Empowering Girls as Changemakers: Five months into the service year, teams will be provided with a Social Change Toolkit to assist them in planning and implementing service projects to combat global issues. The local groups work together with those out of the states to determine what particular problem under their umbrella domain most deeply affects their communities, and then collaborate in a vibrant cultural exchange by email and/or postal service to develop an effective way to address this problem through a co- microlending and social change strategy. We have found that a very efficient way to accomplish this, is for the team in America to spread awareness and fundraise for a respective project, and for the team overseas to implement the project with those fundraised materials. For example, if the concerned global issue domain is education, the teams might select women’s right to education as their subsidiary problem to address and the team overseas might support, through microlending, an entrepreneur seeking to build a women’s vocational center with funds raised by the group in the USA. At the end of the service year, which will culminate on Global Youth Service Day in April, the girls will receive certificates of achievement and recognition for their work.

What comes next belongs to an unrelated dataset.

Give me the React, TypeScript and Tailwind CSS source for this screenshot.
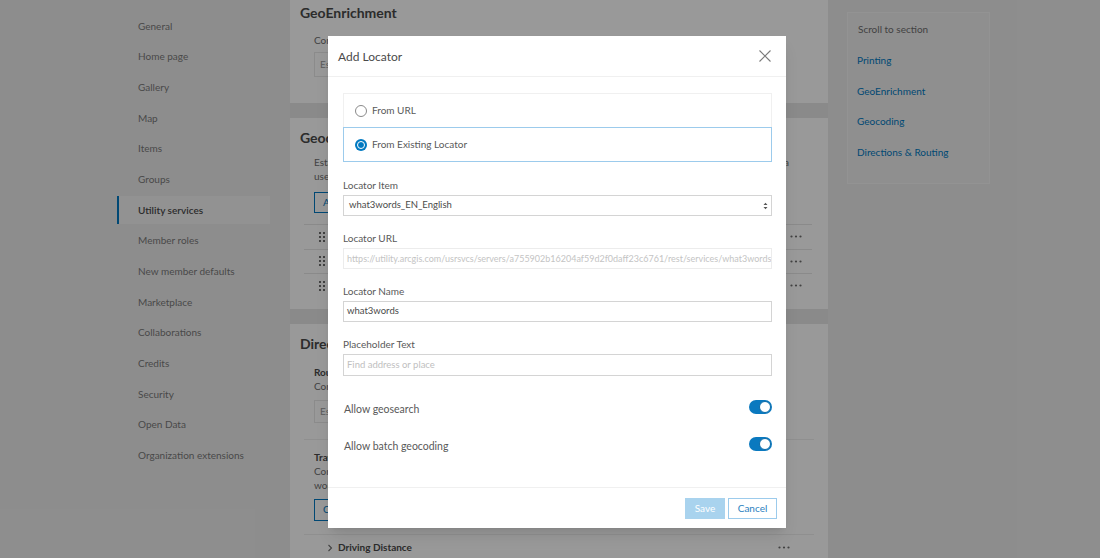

Methodology: We envision that the first five months of the service year will be spent on building a relationship between the two teams and on learning about their allotted global issue; the next four months will be spent working with the social change toolkits to create viable service projects that address the global issue. Throughout this process, we will have contacts in each of our international locations to provide feedback, updates, pictures, etc. and through which to dispatch funds and receive completed exercises. We are also launching a website in January, www.empoweragirl.org, where teams will post their reflections about their issue as well as any bios.

Needed Support: GHG would be deeply grateful to anyone- individuals or organizations or community groups- willing to support us in publicizing our mission or soliciting funds. As a passionate and responsible group of high school students, we would greatly appreciate any mentorship we can find.